In Memgraph community, every user is an admin user and there are no roles or privileges, so users will be able to execute any replication query.

Requirements for replication queries Enterprise

To execute replication queries, users must have:

  1. The REPLICATION privilege
  2. AND access to the default “memgraph” database

In Memgraph Enterprise edition, the very first created user is an admin user, which will be able to execute any replication query.
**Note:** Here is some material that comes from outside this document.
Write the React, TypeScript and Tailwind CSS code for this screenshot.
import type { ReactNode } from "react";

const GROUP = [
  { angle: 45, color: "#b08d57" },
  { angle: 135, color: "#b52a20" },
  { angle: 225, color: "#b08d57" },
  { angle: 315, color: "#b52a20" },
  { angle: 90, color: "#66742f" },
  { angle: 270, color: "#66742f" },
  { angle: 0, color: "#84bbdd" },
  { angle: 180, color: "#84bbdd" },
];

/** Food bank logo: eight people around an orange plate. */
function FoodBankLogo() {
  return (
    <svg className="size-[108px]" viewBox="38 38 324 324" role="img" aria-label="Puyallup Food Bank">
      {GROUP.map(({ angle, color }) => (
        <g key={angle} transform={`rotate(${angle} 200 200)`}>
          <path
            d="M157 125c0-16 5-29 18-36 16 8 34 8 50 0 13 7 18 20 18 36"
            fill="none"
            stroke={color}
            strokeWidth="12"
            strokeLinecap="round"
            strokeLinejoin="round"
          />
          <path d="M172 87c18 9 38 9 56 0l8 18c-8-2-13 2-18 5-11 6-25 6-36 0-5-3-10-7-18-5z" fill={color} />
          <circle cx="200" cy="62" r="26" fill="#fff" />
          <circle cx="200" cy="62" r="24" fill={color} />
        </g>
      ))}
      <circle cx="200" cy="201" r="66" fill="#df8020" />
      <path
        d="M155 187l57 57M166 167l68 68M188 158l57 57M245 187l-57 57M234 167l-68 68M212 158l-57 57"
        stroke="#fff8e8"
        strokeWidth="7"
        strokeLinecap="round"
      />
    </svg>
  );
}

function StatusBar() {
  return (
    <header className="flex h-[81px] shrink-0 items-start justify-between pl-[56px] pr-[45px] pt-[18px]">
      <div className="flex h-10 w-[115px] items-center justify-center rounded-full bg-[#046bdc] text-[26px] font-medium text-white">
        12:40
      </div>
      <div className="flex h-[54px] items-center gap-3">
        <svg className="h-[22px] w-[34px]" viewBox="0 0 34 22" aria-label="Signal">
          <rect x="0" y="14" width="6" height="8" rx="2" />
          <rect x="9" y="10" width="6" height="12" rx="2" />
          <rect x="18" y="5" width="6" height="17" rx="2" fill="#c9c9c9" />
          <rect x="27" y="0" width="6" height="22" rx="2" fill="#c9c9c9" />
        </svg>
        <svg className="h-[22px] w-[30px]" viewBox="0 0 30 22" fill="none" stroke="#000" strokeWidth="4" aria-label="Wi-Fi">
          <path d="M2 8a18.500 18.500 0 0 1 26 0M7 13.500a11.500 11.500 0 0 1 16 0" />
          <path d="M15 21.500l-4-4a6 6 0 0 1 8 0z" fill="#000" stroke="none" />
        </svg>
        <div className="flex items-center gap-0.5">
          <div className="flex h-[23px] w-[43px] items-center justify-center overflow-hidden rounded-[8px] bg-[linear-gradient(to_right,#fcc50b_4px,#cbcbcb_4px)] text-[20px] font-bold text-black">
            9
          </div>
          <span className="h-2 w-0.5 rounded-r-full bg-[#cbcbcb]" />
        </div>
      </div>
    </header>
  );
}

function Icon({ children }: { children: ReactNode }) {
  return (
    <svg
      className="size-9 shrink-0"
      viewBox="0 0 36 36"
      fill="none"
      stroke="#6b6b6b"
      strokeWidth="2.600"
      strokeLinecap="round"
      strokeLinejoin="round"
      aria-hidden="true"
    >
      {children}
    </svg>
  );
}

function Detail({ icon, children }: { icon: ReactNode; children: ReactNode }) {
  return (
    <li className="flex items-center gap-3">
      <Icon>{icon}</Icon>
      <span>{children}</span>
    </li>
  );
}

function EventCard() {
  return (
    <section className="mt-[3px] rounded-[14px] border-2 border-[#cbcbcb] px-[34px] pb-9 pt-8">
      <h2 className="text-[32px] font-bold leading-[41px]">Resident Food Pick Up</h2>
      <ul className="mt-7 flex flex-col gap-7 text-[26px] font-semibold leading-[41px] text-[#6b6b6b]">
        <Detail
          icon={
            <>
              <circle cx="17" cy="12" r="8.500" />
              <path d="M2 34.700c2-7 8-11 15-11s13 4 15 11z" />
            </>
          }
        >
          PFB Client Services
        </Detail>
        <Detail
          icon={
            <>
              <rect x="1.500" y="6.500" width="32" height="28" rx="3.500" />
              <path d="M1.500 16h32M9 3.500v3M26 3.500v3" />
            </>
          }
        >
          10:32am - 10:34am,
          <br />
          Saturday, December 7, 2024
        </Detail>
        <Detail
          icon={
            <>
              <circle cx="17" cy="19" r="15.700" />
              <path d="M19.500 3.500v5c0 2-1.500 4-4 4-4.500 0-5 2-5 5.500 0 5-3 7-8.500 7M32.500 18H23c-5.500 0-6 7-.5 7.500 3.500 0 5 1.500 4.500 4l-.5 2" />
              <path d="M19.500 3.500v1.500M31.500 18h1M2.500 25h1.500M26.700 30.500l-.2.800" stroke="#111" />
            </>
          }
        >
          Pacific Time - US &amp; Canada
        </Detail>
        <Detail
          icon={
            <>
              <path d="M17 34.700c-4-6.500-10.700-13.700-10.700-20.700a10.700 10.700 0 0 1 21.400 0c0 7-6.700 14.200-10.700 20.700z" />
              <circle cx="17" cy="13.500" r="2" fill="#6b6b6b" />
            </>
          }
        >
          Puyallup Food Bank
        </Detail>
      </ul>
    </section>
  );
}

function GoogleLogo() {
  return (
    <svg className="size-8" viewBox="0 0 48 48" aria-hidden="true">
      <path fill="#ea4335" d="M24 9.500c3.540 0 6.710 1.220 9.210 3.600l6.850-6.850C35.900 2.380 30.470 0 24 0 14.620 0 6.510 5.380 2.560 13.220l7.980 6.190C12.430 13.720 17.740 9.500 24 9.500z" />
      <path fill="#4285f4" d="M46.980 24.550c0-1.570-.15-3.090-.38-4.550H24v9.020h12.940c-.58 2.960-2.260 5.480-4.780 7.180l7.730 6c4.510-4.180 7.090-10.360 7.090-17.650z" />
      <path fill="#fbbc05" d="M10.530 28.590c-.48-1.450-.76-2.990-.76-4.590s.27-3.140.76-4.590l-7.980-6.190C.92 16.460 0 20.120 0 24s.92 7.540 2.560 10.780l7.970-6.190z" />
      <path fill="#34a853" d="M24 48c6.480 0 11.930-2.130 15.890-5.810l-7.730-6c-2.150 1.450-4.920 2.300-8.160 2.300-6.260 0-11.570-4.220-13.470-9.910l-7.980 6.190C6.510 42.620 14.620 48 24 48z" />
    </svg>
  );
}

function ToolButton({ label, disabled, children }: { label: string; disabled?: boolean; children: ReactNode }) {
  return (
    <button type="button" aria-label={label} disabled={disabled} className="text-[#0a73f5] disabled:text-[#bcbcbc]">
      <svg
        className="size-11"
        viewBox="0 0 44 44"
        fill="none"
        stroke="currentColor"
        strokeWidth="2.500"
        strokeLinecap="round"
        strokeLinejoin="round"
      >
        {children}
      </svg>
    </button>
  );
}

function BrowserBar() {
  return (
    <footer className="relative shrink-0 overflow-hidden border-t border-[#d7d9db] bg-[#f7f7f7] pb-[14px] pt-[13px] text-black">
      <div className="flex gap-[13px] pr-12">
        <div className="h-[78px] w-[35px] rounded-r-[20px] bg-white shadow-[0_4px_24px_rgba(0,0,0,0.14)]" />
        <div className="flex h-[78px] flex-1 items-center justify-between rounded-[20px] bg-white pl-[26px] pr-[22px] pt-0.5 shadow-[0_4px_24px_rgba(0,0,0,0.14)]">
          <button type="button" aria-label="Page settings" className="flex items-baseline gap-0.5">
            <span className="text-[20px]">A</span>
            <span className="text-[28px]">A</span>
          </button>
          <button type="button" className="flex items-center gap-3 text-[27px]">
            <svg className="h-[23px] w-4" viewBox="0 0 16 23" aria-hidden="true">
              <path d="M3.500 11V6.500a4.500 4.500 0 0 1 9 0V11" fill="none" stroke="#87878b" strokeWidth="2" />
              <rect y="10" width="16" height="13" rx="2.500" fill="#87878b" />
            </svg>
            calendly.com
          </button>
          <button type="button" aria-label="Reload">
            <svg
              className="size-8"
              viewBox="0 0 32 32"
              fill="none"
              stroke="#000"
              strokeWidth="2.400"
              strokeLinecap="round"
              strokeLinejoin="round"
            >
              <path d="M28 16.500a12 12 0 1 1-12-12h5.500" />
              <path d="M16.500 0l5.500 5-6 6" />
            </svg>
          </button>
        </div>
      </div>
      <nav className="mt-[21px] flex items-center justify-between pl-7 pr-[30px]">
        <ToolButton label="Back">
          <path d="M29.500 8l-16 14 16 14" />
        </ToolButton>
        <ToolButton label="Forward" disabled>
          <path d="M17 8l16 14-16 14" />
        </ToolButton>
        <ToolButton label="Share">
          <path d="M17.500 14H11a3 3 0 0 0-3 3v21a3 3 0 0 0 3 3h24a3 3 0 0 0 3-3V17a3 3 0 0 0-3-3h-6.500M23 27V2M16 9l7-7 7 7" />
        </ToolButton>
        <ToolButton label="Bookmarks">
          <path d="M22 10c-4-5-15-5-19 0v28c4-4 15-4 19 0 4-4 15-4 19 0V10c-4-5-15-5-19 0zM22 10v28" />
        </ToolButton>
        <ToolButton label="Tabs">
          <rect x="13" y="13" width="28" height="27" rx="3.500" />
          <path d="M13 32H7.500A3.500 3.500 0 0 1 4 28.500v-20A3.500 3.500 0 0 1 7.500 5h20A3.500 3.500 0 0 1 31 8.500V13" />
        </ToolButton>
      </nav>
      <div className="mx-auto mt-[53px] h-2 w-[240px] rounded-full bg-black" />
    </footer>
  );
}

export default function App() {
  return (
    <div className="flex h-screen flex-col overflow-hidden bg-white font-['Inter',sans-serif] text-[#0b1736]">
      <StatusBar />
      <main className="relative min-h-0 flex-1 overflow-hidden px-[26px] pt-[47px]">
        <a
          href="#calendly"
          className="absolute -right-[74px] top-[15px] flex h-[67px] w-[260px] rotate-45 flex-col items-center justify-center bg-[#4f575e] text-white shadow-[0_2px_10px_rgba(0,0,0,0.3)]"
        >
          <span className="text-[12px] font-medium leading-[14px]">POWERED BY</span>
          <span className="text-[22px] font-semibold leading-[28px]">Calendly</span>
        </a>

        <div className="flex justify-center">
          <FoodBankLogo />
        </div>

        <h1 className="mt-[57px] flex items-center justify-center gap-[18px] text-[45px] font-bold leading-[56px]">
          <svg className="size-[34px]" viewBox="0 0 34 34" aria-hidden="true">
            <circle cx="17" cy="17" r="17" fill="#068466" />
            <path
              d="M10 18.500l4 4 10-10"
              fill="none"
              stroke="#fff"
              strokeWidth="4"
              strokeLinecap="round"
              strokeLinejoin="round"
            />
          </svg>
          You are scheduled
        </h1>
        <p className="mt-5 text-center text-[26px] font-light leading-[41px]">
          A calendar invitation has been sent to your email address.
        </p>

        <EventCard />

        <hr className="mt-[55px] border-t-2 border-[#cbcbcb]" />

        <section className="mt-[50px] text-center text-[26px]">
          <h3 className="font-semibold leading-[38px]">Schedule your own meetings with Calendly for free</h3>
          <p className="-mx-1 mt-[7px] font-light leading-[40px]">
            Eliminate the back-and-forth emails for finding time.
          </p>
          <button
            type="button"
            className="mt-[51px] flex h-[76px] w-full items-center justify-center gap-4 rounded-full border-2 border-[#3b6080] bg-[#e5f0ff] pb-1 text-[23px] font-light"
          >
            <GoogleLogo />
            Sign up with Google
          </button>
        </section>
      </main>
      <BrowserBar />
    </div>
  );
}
Example: Admin user with replication privileges

-- Create admin role with replication privileges
CREATE ROLE replication_admin;
GRANT REPLICATION TO replication_admin;
GRANT DATABASE memgraph TO replication_admin;
 
-- Create user with replication admin role
CREATE USER repl_admin IDENTIFIED BY 'admin_password';
SET ROLE FOR repl_admin TO replication_admin;

In this setup, repl_admin can:

  • Execute all replication queries (REGISTER REPLICA, SHOW REPLICAS, etc.)
  • Access the “memgraph” database for administrative operations
  • Manage the replication cluster configuration

Manage replication in Memgraph community

Manual failover

Leader election / automatic failover is a part of Memgraph Enterprise Edition. For Memgraph Community edition, users need to perform manual failover routines.

The replication cluster should only have one MAIN instance in order to avoid errors in the replication system. If the original MAIN instance fails, you can promote a REPLICA instance to be the new MAIN instance by running the following query:

SET REPLICATION ROLE TO MAIN;

If the original instance was still alive when you promoted a new MAIN, you need to resolve any conflicts and manage replication manually.

If you demote the new MAIN instance back to the REPLICA role, it will not retrieve its original function. You need to drop it from the MAIN and register it again.

If the crashed MAIN instance goes back online once a new MAIN is already assigned, it cannot reclaim its previous role. It needs to be cleaned and demoted to become a REPLICA instance of the new MAIN instance. In the worst case, restarting that instance clean with new fresh storage is needed, in order for the REPLICA registration to pass successfully.